Back in June I had reserved a room at the Good Harbor Beach Inn on Cape Ann for the first few days of September. It was beautiful beach weather & there was reading on this Wednesday evening at the Rocky Neck Cultural Center to “Celebrate Labor Day and Jonathan Bayliss’s Birthday.” The reading was of labor connected themes from Bayliss’s Prologos, the huge first volume of his Gloucesterman tetralogy.


Thorpe Feidt
Henry Ferrini (one of the founders of the GWC) served as host (& videographer) & introduced Cape Ann artist Thorpe Feidt who had worked as a typist for Bayliss when the novels were being written. Bayliss is a writer’s writer, his texts are dense with description, commentary, arcane (& made-up) words, serpentine sentences & Proustian paragraphs like concrete blocks tossed into the air. One of the readers, Martin Ray, commented that the book(s) should be read out loud. I was unfamiliar with Bayliss’s work, but agreed, being hypnotized & seduced by the richness of the language & the intricate cadences of the passages read. These dealt with the main character’s experience in New York City around World War II working in a machine shop, & delivering parts to unfamiliar neighborhoods in the City. The words created the sound, the smells, the oil & curled shavings, the repetitive demands of the lathes & gears & belts. Each reading was only a couple of pages long, but they were pages of thick prose, like chowder.

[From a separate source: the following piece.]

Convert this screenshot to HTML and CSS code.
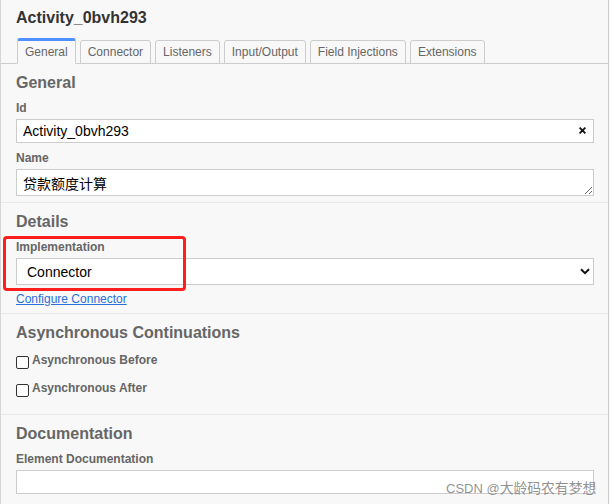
FILE: index.html
```html
<!DOCTYPE html>
<html lang="en">
<head>
<meta charset="utf-8">
<title>Properties</title>
<link rel="stylesheet" href="styles.css">
</head>
<body>
<div class="panel">
  <div class="header">
    <h1 class="title">Activity_0bvh293</h1>
  </div>
  <ul class="tabs">
    <li class="tab active">General</li>
    <li class="tab">Connector</li>
    <li class="tab">Listeners</li>
    <li class="tab">Input/Output</li>
    <li class="tab">Field Injections</li>
    <li class="tab">Extensions</li>
  </ul>

  <div class="group">
    <h2 class="group-title">General</h2>
    <div class="field">
      <label class="field-label">Id</label>
      <div class="input-wrap">
        <input class="text-input" type="text" value="Activity_0bvh293">
        <svg class="clear-icon" width="7" height="7" viewBox="0 0 7 7"><path d="M0.6 0.6 L6.4 6.4 M6.4 0.6 L0.6 6.4" stroke="#111" stroke-width="1.8" fill="none"/></svg>
      </div>
    </div>
    <div class="field">
      <label class="field-label">Name</label>
      <textarea class="name-area">贷款额度计算</textarea>
    </div>
  </div>

  <div class="group">
    <h2 class="group-title">Details</h2>
    <div class="field field-tight">
      <label class="field-label">Implementation</label>
      <div class="select-wrap">
        <select class="select-input">
          <option>Connector</option>
        </select>
        <svg class="chevron" width="10" height="7" viewBox="0 0 10 7"><path d="M1 1.2 L5 5.2 L9 1.2" stroke="#111" stroke-width="2" fill="none"/></svg>
      </div>
    </div>
    <div class="link-row"><a class="link" href="#">Configure Connector</a></div>
  </div>

  <div class="group">
    <h2 class="group-title">Asynchronous Continuations</h2>
    <div class="checks">
      <div class="check-row"><input class="check" type="checkbox" id="ab"><label class="check-label" for="ab">Asynchronous Before</label></div>
      <div class="check-row"><input class="check" type="checkbox" id="aa"><label class="check-label" for="aa">Asynchronous After</label></div>
    </div>
  </div>

  <div class="group last">
    <h2 class="group-title">Documentation</h2>
    <div class="field">
      <label class="field-label">Element Documentation</label>
      <div class="doc-area" contenteditable="true"></div>
    </div>
  </div>
</div>
<div class="highlight"></div>
<div class="watermark">CSDN @<span class="wm-cjk">大龄码农有梦想</span></div>
</body>
</html>
```

FILE: styles.css
```css
html, body {
  margin: 0;
  padding: 0;
  background: #f8f8f8;
}
body {
  font-family: "Liberation Sans", Arial, "Noto Sans CJK SC", sans-serif;
  position: relative;
  width: 610px;
  height: 504px;
  overflow: hidden;
}
.panel {
  width: 607px;
  min-height: 504px;
  border-left: 1px solid #d6d6d6;
  border-right: 1px solid #cccccc;
  background: #f8f8f8;
}
.header {
  padding: 8px 15px 0 15px;
}
.title {
  margin: 0;
  font-size: 16px;
  line-height: 20px;
  font-weight: bold;
  color: #333;
}
.tabs {
  list-style: none;
  margin: 10px 0 0 0;
  padding: 0 0 0 16px;
  display: flex;
  align-items: flex-end;
  border-bottom: 1px solid #cccccc;
}
.tab {
  margin: 0 4px -1px 0;
  padding: 0 7px;
  height: 22px;
  line-height: 22px;
  font-size: 12px;
  color: #666;
  border: 1px solid #cccccc;
  border-radius: 3px 3px 0 0;
  background: #f8f8f8;
  white-space: nowrap;
}
.tab.active {
  border-top: 3px solid #4d90fe;
  border-bottom-color: #f8f8f8;
}
.group {
  padding: 8px 14px 6px 15px;
  border-bottom: 1px solid #e8e8e8;
}
.group.last {
  border-bottom: none;
}
.group-title {
  margin: 0 0 8px 0;
  font-size: 16px;
  line-height: 21px;
  font-weight: bold;
  color: #666;
}
.field {
  margin-bottom: 8px;
}
.field:last-child,
.field.field-tight {
  margin-bottom: 0;
}
.field-label {
  display: block;
  margin-bottom: 3px;
  font-size: 12px;
  line-height: 15px;
  font-weight: bold;
  color: #666;
}
.input-wrap, .select-wrap {
  position: relative;
}
.text-input {
  display: block;
  box-sizing: border-box;
  width: 100%;
  height: 24px;
  margin: 0;
  padding: 0 24px 0 6px;
  border: 1px solid #cccccc;
  background: #fff;
  font-family: "Liberation Sans", Arial, sans-serif;
  font-size: 14px;
  color: #000;
  outline: none;
}
.clear-icon {
  position: absolute;
  right: 8px;
  top: 8px;
}
.name-area {
  display: block;
  box-sizing: border-box;
  width: 100%;
  height: 27px;
  margin: 0;
  padding: 3px 6px 0 6px;
  border: 1px solid #cccccc;
  background: #fff;
  font-family: "Noto Sans CJK SC", "Liberation Sans", sans-serif;
  font-size: 14px;
  line-height: 20px;
  color: #000;
  resize: vertical;
  overflow: hidden;
  outline: none;
}
.select-input {
  display: block;
  box-sizing: border-box;
  width: 100%;
  height: 27px;
  margin: 0;
  padding: 0 24px 0 10px;
  border: 1px solid #cccccc;
  border-radius: 0;
  background: #fff;
  font-family: "Liberation Sans", Arial, sans-serif;
  font-size: 14px;
  color: #000;
  -webkit-appearance: none;
  appearance: none;
  outline: none;
}
.chevron {
  position: absolute;
  right: 4px;
  top: 10px;
  pointer-events: none;
}
.link-row {
  margin: 7px 0 0 0;
  font-size: 12px;
  line-height: 15px;
}
.link {
  color: #2a6fdb;
  text-decoration: underline;
}
.checks {
  padding: 2px 0 12px 0;
}
.check-row {
  display: flex;
  align-items: flex-start;
  height: 15px;
}
.check-row + .check-row {
  margin-top: 13px;
}
.check {
  -webkit-appearance: none;
  appearance: none;
  box-sizing: border-box;
  width: 13px;
  height: 13px;
  margin: 3px 3px 0 0;
  border: 1px solid #333;
  border-radius: 2px;
  background: #fff;
  flex: none;
}
.check-label {
  font-size: 12px;
  line-height: 15px;
  font-weight: bold;
  color: #666;
}
.doc-area {
  box-sizing: border-box;
  width: 100%;
  height: 24px;
  border: 1px solid #cccccc;
  background: #fff;
  outline: none;
}
.highlight {
  position: absolute;
  left: 3px;
  top: 236px;
  width: 177px;
  height: 49px;
  border: 3px solid #ff1e1e;
  border-radius: 4px;
  pointer-events: none;
}
.watermark {
  position: absolute;
  left: 446px;
  top: 479px;
  font-family: "Liberation Sans", Arial, "Noto Sans CJK SC", sans-serif;
  font-size: 13px;
  line-height: 17px;
  color: rgba(125, 125, 125, 0.85);
  white-space: nowrap;
  pointer-events: none;
}
.wm-cjk {
  font-family: "Noto Sans CJK SC", sans-serif;
  font-size: 13.8px;
}
```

Henry Ferrini videotaping David Adams reading
The readers included, in addition to Henry, Martin Ray, Doug Guidry, David Adams, Victoria Bayliss Mattingly (the author’s daughter), Ken Riaf, David Rich & Peter Anastas.  You can find a moving & informative eulogy for Bayliss that Anastas delivered in April 2009 on this Blog, A Walker in the City.

Gloucester has been the home &/or subject for many writers, including Rudyard Kipling, T.S. Eliot, Charles Olson, & Vincent Ferrini in the past, & living authors such as Gerrit Lansing & Peter Anastas, among others, & the Gloucester Writers Center is the place to see & hear them, & a steady stream of visiting writers. There is even an open mic on the 1st Monday of the month. It’s not just the beaches & fresh lobsters, you know.